If you have respect for your competitors, for VEX, and for RECF, you simply won’t do this.
Like @callen I am cross-posting because there are two threads:
Here is a scenario for your consideration.
Team A is really good. Over the course of the season they have improved and by the end of the season for your region, the team is clearly one of the best teams in the region. Everyone agrees they are a top 5 team as far as match play, but they have not won a tournament so they end the season on the outside looking in. They are not affiliated with a school.
Team B is mediocre at best. Early season, they were an OK team for that point of the season and were picked by the best bot in the region at an early tournament and qualified for state. They also, at some point, did a skills score high enough to qualify, but by the end of the season, they are just not that good or competitive. They are also not affiliated with a school. They are affiliated with a club.

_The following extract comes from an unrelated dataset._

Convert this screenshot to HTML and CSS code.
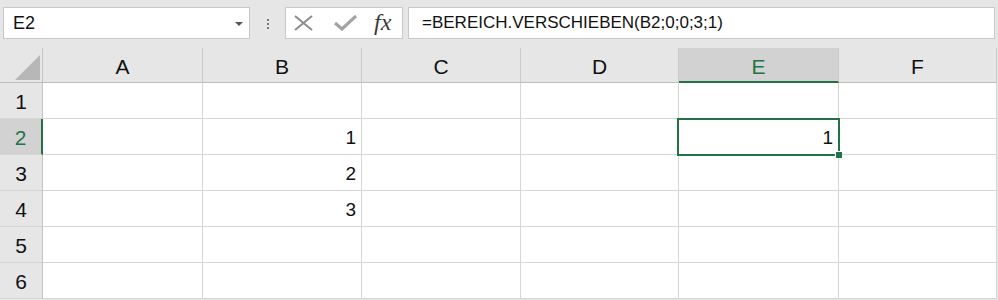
FILE: index.html
```html
<!DOCTYPE html>
<html lang="de">
<head>
    <meta charset="UTF-8">
    <title>Excel – BEREICH.VERSCHIEBEN</title>
    <link rel="stylesheet" href="styles.css">
</head>
<body>

<div class="toolbar">
    <div class="name-box">
        <span class="name-text">E2</span>
        <svg class="dropdown" width="8" height="4" viewBox="0 0 8 4"><path d="M0 0 L8 0 L4 4 Z" fill="#555"/></svg>
    </div>
    <div class="grip">
        <span></span><span></span><span></span>
    </div>
    <div class="fx-box">
        <svg class="icon" width="20" height="16" viewBox="0 0 20 16">
            <path d="M1 1 L18 15 M18 1 L1 15" stroke="#8c8c8c" stroke-width="2" fill="none"/>
        </svg>
        <svg class="icon" width="23" height="16" viewBox="0 0 23 16">
            <path d="M1 8 L8 14 L22 1" stroke="#a3a3a3" stroke-width="3.2" fill="none"/>
        </svg>
        <span class="fx">fx</span>
    </div>
    <div class="formula-box">=BEREICH.VERSCHIEBEN(B2;0;0;3;1)</div>
</div>

<div class="sheet">
    <div class="corner"><div class="triangle"></div></div>
    <div class="col-head">A</div>
    <div class="col-head">B</div>
    <div class="col-head">C</div>
    <div class="col-head">D</div>
    <div class="col-head active">E</div>
    <div class="col-head">F</div>

    <div class="row-head">1</div>
    <div class="cell"></div><div class="cell"></div><div class="cell"></div>
    <div class="cell"></div><div class="cell"></div><div class="cell"></div>

    <div class="row-head active">2</div>
    <div class="cell"></div><div class="cell">1</div><div class="cell"></div>
    <div class="cell"></div><div class="cell selected">1</div><div class="cell"></div>

    <div class="row-head">3</div>
    <div class="cell"></div><div class="cell">2</div><div class="cell"></div>
    <div class="cell"></div><div class="cell"></div><div class="cell"></div>

    <div class="row-head">4</div>
    <div class="cell"></div><div class="cell">3</div><div class="cell"></div>
    <div class="cell"></div><div class="cell"></div><div class="cell"></div>

    <div class="row-head">5</div>
    <div class="cell"></div><div class="cell"></div><div class="cell"></div>
    <div class="cell"></div><div class="cell"></div><div class="cell"></div>

    <div class="row-head">6</div>
    <div class="cell"></div><div class="cell"></div><div class="cell"></div>
    <div class="cell"></div><div class="cell"></div><div class="cell"></div>
</div>

</body>
</html>
```

FILE: styles.css
```css
body {
    margin: 0;
    background: #e6e6e6;
    font-family: 'Liberation Sans', Arial, sans-serif;
    color: #222;
    overflow: hidden;
}

.toolbar {
    display: flex;
    align-items: center;
    height: 48px;
    padding: 7px 3px 9px 3px;
    box-sizing: border-box;
}

.name-box,
.fx-box,
.formula-box {
    height: 32px;
    box-sizing: border-box;
    background: #fff;
    border: 1px solid #c8c8c8;
}

.name-box {
    width: 247px;
    display: flex;
    align-items: center;
    justify-content: space-between;
    padding: 0 6px 0 9px;
}

.name-text {
    font-size: 18px;
    color: #111;
}

.dropdown {
    margin-top: 1px;
}

.grip {
    width: 35px;
    display: flex;
    flex-direction: column;
    align-items: center;
    gap: 2px;
    margin-top: 1px;
}

.grip span {
    width: 2px;
    height: 2px;
    background: #7a7a7a;
}

.fx-box {
    width: 118px;
    display: flex;
    align-items: center;
    padding-left: 8px;
    gap: 20px;
}

.fx {
    font-family: 'Liberation Serif', 'Times New Roman', serif;
    font-style: italic;
    font-size: 24px;
    color: #3a3a3a;
    margin-left: -3px;
    margin-top: -2px;
}

.formula-box {
    flex: 1;
    margin-left: 5px;
    display: flex;
    align-items: center;
    padding-left: 13px;
    font-size: 17px;
    color: #111;
}

.sheet {
    display: grid;
    grid-template-columns: 43px 160px 159px 159px 158px 160px 158px;
    grid-template-rows: 35px repeat(6, 36px);
    background: #fff;
    width: 997px;
}

.corner,
.col-head,
.row-head {
    background: #e6e6e6;
    box-sizing: border-box;
}

.corner {
    position: relative;
    border-right: 1px solid #c4c4c4;
    border-bottom: 1px solid #bdbdbd;
}

.triangle {
    position: absolute;
    right: 2px;
    bottom: 2px;
    width: 0;
    height: 0;
    border-left: 25px solid transparent;
    border-bottom: 25px solid #b7b7b7;
}

.col-head {
    display: flex;
    align-items: flex-end;
    justify-content: center;
    padding-bottom: 3px;
    font-size: 21px;
    color: #111;
    border-bottom: 1px solid #bdbdbd;
    border-right: 1px solid #cacaca;
}

.col-head.active {
    background: #d2d2d2;
    color: #217346;
    border-bottom: 2px solid #217346;
    padding-bottom: 2px;
}

.row-head {
    display: flex;
    align-items: flex-end;
    justify-content: center;
    padding-bottom: 4px;
    font-size: 21px;
    color: #111;
    border-right: 1px solid #c4c4c4;
    border-bottom: 1px solid #d6d6d6;
}

.row-head.active {
    background: #d2d2d2;
    color: #217346;
    border-right: 2px solid #217346;
}

.cell {
    display: flex;
    align-items: flex-end;
    justify-content: flex-end;
    padding: 0 5px 5px 0;
    box-sizing: border-box;
    font-size: 19px;
    color: #111;
    border-right: 1px solid #d6d6d6;
    border-bottom: 1px solid #d6d6d6;
}

.cell.selected {
    position: relative;
}

.cell.selected::before {
    content: "";
    position: absolute;
    left: -2px;
    top: -1px;
    right: -2px;
    bottom: -2px;
    border: 2px solid #217346;
}

.cell.selected::after {
    content: "";
    position: absolute;
    right: -4px;
    bottom: -4px;
    width: 6px;
    height: 6px;
    background: #217346;
    border-left: 1px solid #fff;
    border-top: 1px solid #fff;
}
```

We know there are no rules against this, but would you have a problem with Team B reaching out to Team A and asking them to join their club so Team A could go in their place to state. Consider that everyone on Team B is willing to give up the glory of going because they believe that Team A is at least the 4th or 5th best team in the state and there will be 40-50 teams at state and over 2 dozen that will qualify for worlds. Team B knows they do not have what it takes but knows Team A will probably go to worlds if given the chance to compete at state.
Would you consider that to be unethical or would you be proud of the kids willing to give up their spot for someone they felt was more deserving?